Os dados do Instituto Nacional de Meteorologia (Inmet) mostram que em janeiro em São Paulo houve apenas 156,2 milímetros de precipitação, abaixo da média histórica (de 1943 a 2015) de 262,4 milímetros. Por que o senhor diz que choveu mais? A estação do IAG tem dados diferentes, que mostram que choveu 261 milímetros, ou seja, 40 milímetros acima da média histórica (de 1933 a 2014) de 220 milímetros. Essa diferença nas medições acontece porque a estação do Inmet está no mirante de Santana, um lugar que se modificou muito nos últimos sessenta anos, com ocupação e construções. Já a estação do IAG está sobre um lago no Parque do Estado, na capital. Como essa é uma área protegida, ela não sofreu alterações significativas desde que foi construída e, assim, é capaz de registrar apenas as variações climáticas. Em meteorologia, sutilezas como essas são muito importantes.

Então não é possível confiar nos dados? É prudente saber de onde vêm. Estações meteorológicas, pluviômetros, radares e satélites são equipamentos sensíveis e que precisam de manutenção constante. É difícil conhecer as condições de todos os equipamentos para saber exatamente a qualidade dos dados. Pode haver interferências de todo o tipo nas informações. Se um pluviômetro está no meio da floresta e um passarinho faz seu ninho sobre ele, os dados são alterados.

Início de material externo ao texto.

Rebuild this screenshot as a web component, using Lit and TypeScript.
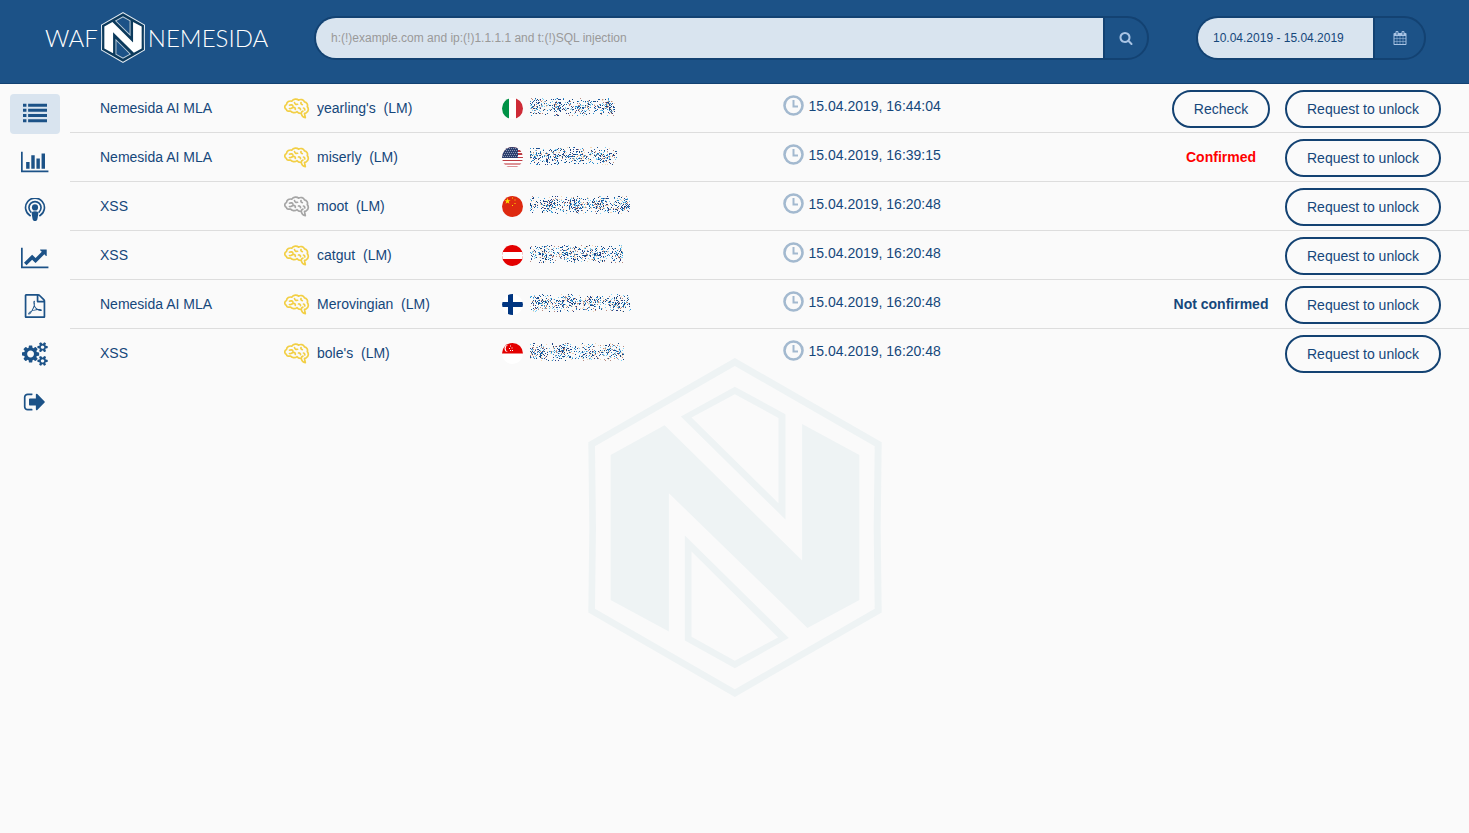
import { LitElement, html, css, svg, nothing } from "lit";
import { customElement, state } from "lit/decorators.js";

type Row = {
  attack: string;
  host: string;
  trained: boolean;
  flag: string;
  maskWidth: number;
  time: string;
  status?: "recheck" | "confirmed" | "rejected";
};

const ROWS: Row[] = [
  { attack: "Nemesida AI MLA", host: "yearling's", trained: true, flag: "it", maskWidth: 85, time: "15.04.2019, 16:44:04", status: "recheck" },
  { attack: "Nemesida AI MLA", host: "miserly", trained: true, flag: "us", maskWidth: 87, time: "15.04.2019, 16:39:15", status: "confirmed" },
  { attack: "XSS", host: "moot", trained: false, flag: "cn", maskWidth: 100, time: "15.04.2019, 16:20:48" },
  { attack: "XSS", host: "catgut", trained: true, flag: "at", maskWidth: 93, time: "15.04.2019, 16:20:48" },
  { attack: "Nemesida AI MLA", host: "Merovingian", trained: true, flag: "fi", maskWidth: 101, time: "15.04.2019, 16:20:48", status: "rejected" },
  { attack: "XSS", host: "bole's", trained: true, flag: "sg", maskWidth: 94, time: "15.04.2019, 16:20:48" },
];

const SEARCH = svg`<path d="M1216 832q0-185-131.5-316.5t-316.5-131.5-316.5 131.5-131.5 316.5 131.5 316.5 316.5 131.5 316.5-131.5 131.5-316.5zm512 832q0 52-38 90t-90 38q-54 0-90-38l-343-342q-179 124-399 124-143 0-273.5-55.5t-225-150-150-225-55.5-273.5 55.5-273.5 150-225 225-150 273.5-55.5 273.5 55.5 225 150 150 225 55.5 273.5q0 220-124 399l343 343q37 37 37 90z"/>`;

const CALENDAR = svg`<path d="M192 1664h288v-288h-288v288zm352 0h320v-288h-320v288zm-352-352h288v-320h-288v320zm352 0h320v-320h-320v320zm-352-384h288v-288h-288v288zm736 736h320v-288h-320v288zm-384-736h320v-288h-320v288zm768 736h288v-288h-288v288zm-384-352h320v-320h-320v320zm-352-864v-288q0-13-9.5-22.5t-22.5-9.5h-64q-13 0-22.5 9.5t-9.5 22.5v288q0 13 9.5 22.5t22.5 9.5h64q13 0 22.5-9.5t9.5-22.5zm736 864h288v-320h-288v320zm-384-384h320v-288h-320v288zm384 0h288v-288h-288v288zm32-480v-288q0-13-9.5-22.5t-22.5-9.5h-64q-13 0-22.5 9.5t-9.5 22.5v288q0 13 9.5 22.5t22.5 9.5h64q13 0 22.5-9.5t9.5-22.5zm384-64v1280q0 52-38 90t-90 38h-1408q-52 0-90-38t-38-90v-1280q0-52 38-90t90-38h128v-96q0-66 47-113t113-47h64q66 0 113 47t47 113v96h384v-96q0-66 47-113t113-47h64q66 0 113 47t47 113v96h128q52 0 90 38t38 90z"/>`;

const NAV = [
  { label: "Attacks", width: 1792, shape: svg`<path d="M0 128h256v224H0zM384 128h1408v224H384zM0 512h256v224H0zM384 512h1408v224H384zM0 896h256v224H0zM384 896h1408v224H384zM0 1280h256v224H0zM384 1280h1408v224H384z"/>` },
  { label: "Statistics", width: 2048, shape: svg`<path d="M640 896v512h-256v-512h256zm384-512v1024h-256v-1024h256zm1024 1152v128h-2048v-1536h128v1408h1920zm-640-896v768h-256v-768h256zm384-384v1152h-256v-1152h256z"/>` },
  { label: "Scanner", width: 1792, shape: svg`<circle cx="896" cy="700" r="230"/><path d="M896 980c-190 0-240 60-240 160 0 130 40 340 64 450 22 100 70 130 176 130s154-30 176-130c24-110 64-320 64-450 0-100-50-160-240-160z"/><path fill="none" stroke="currentColor" stroke-width="125" stroke-linecap="round" d="M590 1050a450 450 0 1 1 612 0M540 1320a705 705 0 1 1 712 0"/>` },
  { label: "Trends", width: 2048, shape: svg`<path d="M2048 1536v128h-2048v-1536h128v1408h1920zm-128-1248v435q0 21-19.5 29.5t-35.5-7.5l-121-121-633 633q-10 10-23 10t-23-10l-233-233-416 416-192-192 585-585q10-10 23-10t23 10l233 233 464-464-121-121q-16-16-7.5-35.5t29.5-19.5h435q14 0 23 9t9 23z"/>` },
  { label: "Reports", width: 1792, shape: svg`<path d="M1596 380q28 28 48 76t20 88v1152q0 40-28 68t-68 28h-1344q-40 0-68-28t-28-68v-1600q0-40 28-68t68-28h896q40 0 88 20t76 48zm-444-244v376h376q-10-29-22-41l-313-313q-12-12-41-22zm384 1528v-1024h-416q-40 0-68-28t-28-68v-416h-768v1536h1280zm-514-593q33 26 84 56 59-7 117-7 147 0 177 49 16 22 2 52 0 1-1 2l-2 2v1q-6 38-71 38-48 0-115-20t-130-53q-221 24-392 83-153 262-242 262-15 0-28-7l-24-12q-1-1-6-5-10-10-6-36 9-40 56-91.5t132-96.5q14-9 23 6 2 2 2 4 52-85 107-197 68-136 104-262-24-82-30.5-159.5t6.5-127.5q11-40 42-40h22q23 0 35 15 18 21 9 68-2 6-4 8 1 3 1 8v30q-2 123-14 192 55 164 146 238zm-576 411q52-24 137-158-51 40-87.5 84t-49.5 74zm398-920q-15 42-2 132 1-7 7-44 0-3 7-43 1-4 4-8-1-1-1-2t-1-2-1-3q-1-22-13-36 0 1-1 2v4zm-124 661q135-54 284-81-2-1-13-9.5t-16-13.5q-76-67-127-176-27 86-83 197-30 56-45 83zm646-16q-24-24-140-24 76 28 124 28 14 0 18-1 0-1-2-3z"/>` },
  { label: "Settings", width: 1920, shape: svg`<path d="M896 896q0-106-75-181t-181-75-181 75-75 181 75 181 181 75 181-75 75-181zm768 512q0-52-38-90t-90-38-90 38-38 90q0 53 37.5 90.5t90.5 37.5 90.5-37.5 37.5-90.5zm0-1024q0-52-38-90t-90-38-90 38-38 90q0 53 37.5 90.5t90.5 37.5 90.5-37.5 37.5-90.5zm-384 421v185q0 10-7 19.5t-16 10.5l-155 24q-11 35-32 76 34 48 90 115 7 11 7 20 0 12-7 19-23 30-82.5 89.5t-78.5 59.5q-11 0-21-7l-115-90q-37 19-77 31-11 108-23 155-7 24-30 24h-186q-11 0-20-7.5t-10-17.5l-23-153q-34-10-75-31l-118 89q-7 7-20 7-11 0-21-8-144-133-144-160 0-9 7-19 10-14 41-53t47-61q-23-44-35-82l-152-24q-10-1-17-9.5t-7-19.5v-185q0-10 7-19.5t16-10.5l155-24q11-35 32-76-34-48-90-115-7-11-7-20 0-12 7-20 22-30 82-89t79-59q11 0 21 7l115 90q34-18 77-32 11-108 23-154 7-24 30-24h186q11 0 20 7.5t10 17.5l23 153q34 10 75 31l118-89q8-7 20-7 11 0 21 8 144 133 144 160 0 8-7 19-12 16-42 54t-45 60q23 48 34 82l152 23q10 2 17 10.5t7 19.5zm640 533v140q0 16-149 31-12 27-30 52 51 113 51 138 0 4-4 7-122 71-124 71-8 0-46-47t-52-68q-20 2-30 2t-30-2q-14 21-52 68t-46 47q-2 0-124-71-4-3-4-7 0-25 51-138-18-25-30-52-149-15-149-31v-140q0-16 149-31 13-29 30-52-51-113-51-138 0-4 4-7 4-2 35-20t59-34 30-16q8 0 46 46.5t52 67.5q20-2 30-2t30 2q51-71 92-112l6-2q4 0 124 70 4 3 4 7 0 25-51 138 17 23 30 52 149 15 149 31zm0-1024v140q0 16-149 31-12 27-30 52 51 113 51 138 0 4-4 7-122 71-124 71-8 0-46-47t-52-68q-20 2-30 2t-30-2q-14 21-52 68t-46 47q-2 0-124-71-4-3-4-7 0-25 51-138-18-25-30-52-149-15-149-31v-140q0-16 149-31 13-29 30-52-51-113-51-138 0-4 4-7 4-2 35-20t59-34 30-16q8 0 46 46.5t52 67.5q20-2 30-2t30 2q51-71 92-112l6-2q4 0 124 70 4 3 4 7 0 25-51 138 17 23 30 52 149 15 149 31z"/>` },
  { label: "Sign out", width: 1792, shape: svg`<path d="M704 1440q0 4 1 20t.5 26.5-3 23.5-10 19.5-20.5 6.5h-320q-119 0-203.5-84.5t-84.5-203.5v-704q0-119 84.5-203.5t203.5-84.5h320q13 0 22.5 9.5t9.5 22.5q0 4 1 20t.5 26.5-3 23.5-10 19.5-20.5 6.5h-320q-66 0-113 47t-47 113v704q0 66 47 113t113 47h312l11.5 1 11.5 3 8 5.5 7 9 2 13.5zm928-544q0 26-19 45l-544 544q-19 19-45 19t-45-19-19-45v-288h-448q-26 0-45-19t-19-45v-384q0-26 19-45t45-19h448v-288q0-26 19-45t45-19 45 19l544 544q19 19 19 45z"/>` },
];

const FLAGS: Record<string, unknown> = {
  it: svg`<path fill="#009246" d="M0 0h7v21H0z"/><path fill="#fff" d="M7 0h7v21H7z"/><path fill="#ce2b37" d="M14 0h7v21h-7z"/>`,
  us: svg`<path fill="#fff" d="M0 0h21v21H0z"/><path fill="#bd3d44" d="M0 0h21v2H0zM0 3h21v2H0zM0 6h21v2H0zM0 10h21v1H0zM0 13h21v1H0z"/><path fill="#dc9296" d="M0 16h21v2H0zM0 19h21v1H0z"/><path fill="#2c3f6e" d="M0 0h16v11H0z"/><path stroke="#8d99b5" stroke-dasharray="1 1" d="M1 1.500h15M2 3.500h14M1 5.500h15M2 7.500h14M1 9.500h15"/>`,
  cn: svg`<path fill="#de2910" d="M0 0h21v21H0z"/><path fill="#ffde00" d="M5.500 2l.8 2.200h2.300l-1.900 1.400.7 2.200-1.900-1.300-1.900 1.300.7-2.200-1.900-1.400h2.300zM10 1.500h1v1h-1zM12.500 3.500h1v1h-1zM12.500 7h1v1h-1zM10 9h1v1h-1z"/>`,
  at: svg`<path fill="#e30000" d="M0 0h21v21H0z"/><path fill="#fff" d="M0 7h21v7H0z"/>`,
  fi: svg`<path fill="#fff" d="M0 0h21v21H0z"/><path fill="#003580" d="M6 0h5v21H6zM0 8h21v5H0z"/>`,
  sg: svg`<path fill="#fff" d="M0 0h21v21H0z"/><path fill="#e30000" d="M0 0h21v10.500H0z"/><path fill="#fff" d="M6 2a3.500 3.500 0 0 0 0 7 3.800 3.800 0 0 1 0-7zM8 2.500h1v1H8zM7 5h1v1H7zM9.500 4.500h1v1h-1zM8 7h1v1H8zM10 7h1v1h-1z"/>`,
};

const BRAIN = svg`<path d="M3 11.500C.8 10.500.5 7.500 3 6.500 3.200 3.800 6 2.500 8.200 3.200 10 .8 13.500.6 15 2.200c2.200-1.400 5-.6 6 1.600 2.400.4 3.500 2.800 2.800 4.800 1.600 2 1.200 5-.8 6-.6.6-1.400.8-2 .8l.8 4.200c-2-.2-3.600-1.800-4-4.200-1.800.2-3.400-.4-4.200-1.800-2.200 1.600-5.400 1.200-6.600-.6C4.600 13.400 3 13 3 11.500zM6 7.200c1.400-.8 3-.4 3.400.8M6 10.500c2 .4 2.600-1.300 4.200-1.200 1.200 0 1.800 1 1.600 2M11 4.500c.2 1.600 1.600 2.200 3 1.800M17.500 4.500c-.3 1 .2 2 1.300 2.200M15 10c1.200-.2 2 .6 2 1.600M20 10c.8.2 1.400 1 1.200 2M17.800 15.200c0-1 .6-1.800 1.600-2"/>`;

const EMBLEM_FRAME = "M495 40L936 293 933 550 936 804 495 1058 55 804 58 550 55 293ZM495 64L75 305 78 550 75 793 495 1035 915 793 912 550 915 305Z";
const EMBLEM_SLOTS = "M495 126L647 209V525L333 216ZM495 149L365 219 626 476V220ZM345 573L657 881 495 972 345 888ZM365 621V877L495 949 625 879Z";
const EMBLEM_LETTER = "M284 242L697 648V238L869 331V767L713 851 297 446V861L122 767V331Z";

const MASK_COLOURS = ["#15467d", "#1c5a9c", "#2b8fd0", "#7fd0f4", "#b98a80", "#f3d9b8", "#2c3f86"];

/** Pixel dust that hides a client address. */
function addressMask(width: number, seed: number) {
  let s = seed * 7919 + 17;
  const next = () => {
    s = (s * 1664525 + 1013904223) % 4294967296;
    return s / 4294967296;
  };
  const paths = MASK_COLOURS.map(() => "");
  for (let y = 0; y < 18; y++) {
    for (let x = 0; x < width; x++) {
      const band = 1 - Math.abs(y - 8.5) / 11;
      const cluster = 0.85 + 0.25 * Math.sin(x / 4 + seed);
      if (next() < 0.52 * band * cluster) {
        paths[Math.floor(next() * MASK_COLOURS.length)] += `M${x} ${y}h1v1h-1z`;
      }
    }
  }
  return html`<svg class="mask" width=${width} height="18" viewBox="0 0 ${width} 18" shape-rendering="crispEdges" role="img" aria-label="Hidden address">
    ${paths.map((d, i) => svg`<path fill=${MASK_COLOURS[i]} d=${d} />`)}
  </svg>`;
}

@customElement("app-root")
export class AppRoot extends LitElement {
  @state() private active = 0;

  static styles = css`
    :host {
      display: block;
      min-height: 100vh;
      background: #fafafa;
      color: #15477b;
      font: 14px/20px "Liberation Sans", Arial, sans-serif;
    }
    * { box-sizing: border-box; }
    svg { display: block; flex: none; }
    .header {
      display: flex;
      align-items: flex-start;
      height: 84px;
      padding: 12px 43px 0 45px;
      background: #1c5287;
      border-bottom: 1px solid #134272;
    }
    .logo {
      display: flex;
      align-items: center;
      gap: 3px;
      width: 225px;
      height: 51px;
      margin-right: 44px;
      color: #fff;
      font: 300 24px/32px Lato, sans-serif;
      text-decoration: none;
    }
    .group {
      display: flex;
      height: 44px;
      margin-top: 4px;
      border: 2px solid #134272;
      border-radius: 22px;
      overflow: hidden;
    }
    .search { flex: 1; margin-right: 47px; }
    .dates { width: 230px; }
    .field {
      flex: 1;
      min-width: 0;
      padding: 0 15px;
      border: 0;
      background: #d9e4ef;
      color: #15477b;
      font: 12px/16px "Liberation Sans", Arial, sans-serif;
      outline: 0;
    }
    .field::placeholder { color: #999; opacity: 1; }
    .addon {
      display: grid;
      place-items: center;
      width: 44px;
      padding: 0;
      border: 0;
      border-left: 2px solid #134272;
      background: none;
      color: #a9c4e4;
    }
    .dates .addon { width: 51px; }
    .body { display: grid; grid-template-columns: 70px 1fr; }
    .nav {
      grid-area: 1 / 1;
      display: flex;
      flex-direction: column;
      align-items: center;
      align-self: start;
      gap: 8px;
      padding-top: 10px;
    }
    .nav-link {
      display: grid;
      place-items: center;
      width: 50px;
      height: 40px;
      border-radius: 4px;
      color: #1c5287;
    }
    .nav-link.active { background: #d9e4ef; }
    .watermark { grid-area: 1 / 1 / 2 / 3; justify-self: center; margin-top: 274px; }
    .table {
      grid-area: 1 / 2;
      align-self: start;
      width: 100%;
      border-collapse: separate;
      border-spacing: 0;
      table-layout: fixed;
    }
    .col-attack { width: 15.3%; }
    .col-host { width: 15.6%; }
    .col-address { width: 20.1%; }
    .col-status { width: 114px; }
    .col-action { width: 191px; }
    td { height: 49px; padding: 14px 0 0; border-bottom: 1px solid #ddd; vertical-align: top; }
    tr:last-child td { border-bottom-color: transparent; }
    td.attack { padding-left: 30px; }
    td.host-cell { padding-top: 13px; }
    td.status { text-align: center; }
    td.time { padding-top: 11px; }
    td.button-cell { padding-top: 6px; }
    .line { display: flex; align-items: center; }
    .host { gap: 7px; white-space: pre; }
    .address { gap: 7px; align-items: flex-start; }
    .time-line { gap: 4px; }
    .flag { border-radius: 50%; }
    .brain { color: #f2cf45; }
    .brain.off { color: #a5a5a5; }
    .confirmed { color: #f00; }
    .pill {
      height: 38px;
      padding: 0 20px;
      border: 2px solid #134272;
      border-radius: 19px;
      background: #fafafa;
      color: #15477b;
      font: inherit;
      white-space: nowrap;
    }
    .action .pill { margin-left: 7px; }
  `;

  private status(row: Row) {
    if (row.status === "recheck") return html`<button class="pill" type="button">Recheck</button>`;
    if (row.status === "confirmed") return html`<b class="confirmed">Confirmed</b>`;
    if (row.status === "rejected") return html`<b>Not confirmed</b>`;
    return nothing;
  }

  render() {
    return html`
      <header class="header">
        <a class="logo" href="#">
          <span>WAF</span>
          <svg width="44" height="51" viewBox="55 40 881 1018" preserveAspectRatio="none" aria-hidden="true">
            <path fill="#0c3a5c" d="M495 50L925 298V798L495 1048 65 798V298Z" />
            <path fill="#1c5287" d="M495 149L626 220V476L365 219ZM365 621L625 879 495 949 365 877Z" />
            <path fill="#e3ebf2" fill-rule="evenodd" d=${EMBLEM_FRAME} />
            <path fill="#b9cbdc" fill-rule="evenodd" d=${EMBLEM_SLOTS} />
            <path fill="#fff" d=${EMBLEM_LETTER} />
          </svg>
          <span>NEMESIDA</span>
        </a>
        <form class="group search" @submit=${(e: Event) => e.preventDefault()}>
          <input class="field" type="text" aria-label="Search" placeholder="h:(!)example.com and ip:(!)1.1.1.1 and t:(!)SQL injection" />
          <button class="addon" aria-label="Search">
            <svg width="14" height="14" viewBox="0 0 1792 1792" fill="currentColor">${SEARCH}</svg>
          </button>
        </form>
        <div class="group dates">
          <input class="field" type="text" aria-label="Date range" value="10.04.2019 - 15.04.2019" />
          <button class="addon" type="button" aria-label="Open calendar">
            <svg width="14" height="14" viewBox="0 0 1792 1792" fill="currentColor">${CALENDAR}</svg>
          </button>
        </div>
      </header>
      <div class="body">
        <svg class="watermark" width="294" height="339" viewBox="55 40 881 1018" fill="#eef3f4" aria-hidden="true">
          <path fill-rule="evenodd" d="${EMBLEM_FRAME}${EMBLEM_SLOTS}" />
          <path d=${EMBLEM_LETTER} />
        </svg>
        <nav class="nav">
          ${NAV.map(
            (item, i) => html`<a
              class="nav-link ${i === this.active ? "active" : ""}"
              href="#"
              aria-label=${item.label}
              @click=${() => (this.active = i)}
              ><svg height="24" viewBox="0 0 ${item.width} 1792" fill="currentColor">${item.shape}</svg></a
            >`
          )}
        </nav>
        <table class="table">
          <colgroup>
            <col class="col-attack" /><col class="col-host" /><col class="col-address" />
            <col /><col class="col-status" /><col class="col-action" />
          </colgroup>
          <tbody>
            ${ROWS.map(
              (row, i) => html`<tr>
                <td class="attack">${row.attack}</td>
                <td class="host-cell">
                  <div class="line host"><svg class="brain ${row.trained ? "" : "off"}" width="26" height="22" viewBox="0.5 -1 26 22" fill="none" stroke="currentColor" stroke-width="1.700" stroke-linecap="round" stroke-linejoin="round">${BRAIN}</svg><span>${row.host}  (LM)</span></div>
                </td>
                <td>
                  <div class="line address">
                    <svg class="flag" width="21" height="21" viewBox="0 0 21 21">${FLAGS[row.flag]}</svg>
                    ${addressMask(row.maskWidth, i + 1)}
                  </div>
                </td>
                <td class="time">
                  <div class="line time-line">
                    <svg width="21" height="21" viewBox="0 0 21 21" fill="none" stroke="#a3b9cf"><circle cx="10.500" cy="10.500" r="9" stroke-width="2.600" /><path stroke-width="2" d="M10.500 5v6.500H15" /></svg>
                    <span>${row.time}</span>
                  </div>
                </td>
                <td class="status ${row.status === "recheck" ? "button-cell" : ""}">${this.status(row)}</td>
                <td class="action button-cell"><button class="pill" type="button">Request to unlock</button></td>
              </tr>`
            )}
          </tbody>
        </table>
      </div>
    `;
  }
}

Outra hipótese levantada sobre as causas da seca no Sudeste é o desmatamento na Amazônia. Há alguma relação? Não tem nada a ver uma coisa com a outra. O papel da Amazônia é transferir a umidade do Atlântico para o Sudeste e Sul. A Amazônia é uma dádiva do Oceano Atlântico. A floresta também sofreu com a falta de chuvas. A seca está relacionada, entre outros fatores, à ausência da Zona de Convergência do Atlântico Sul. Esse fenômeno, caracterizado por nuvens e massas de ar frio que atraem a umidade da Amazônia e a injeta no Sudeste, trazendo chuvas, de início se deslocou em direção à Bahia e, em seguida, deixou de acontecer.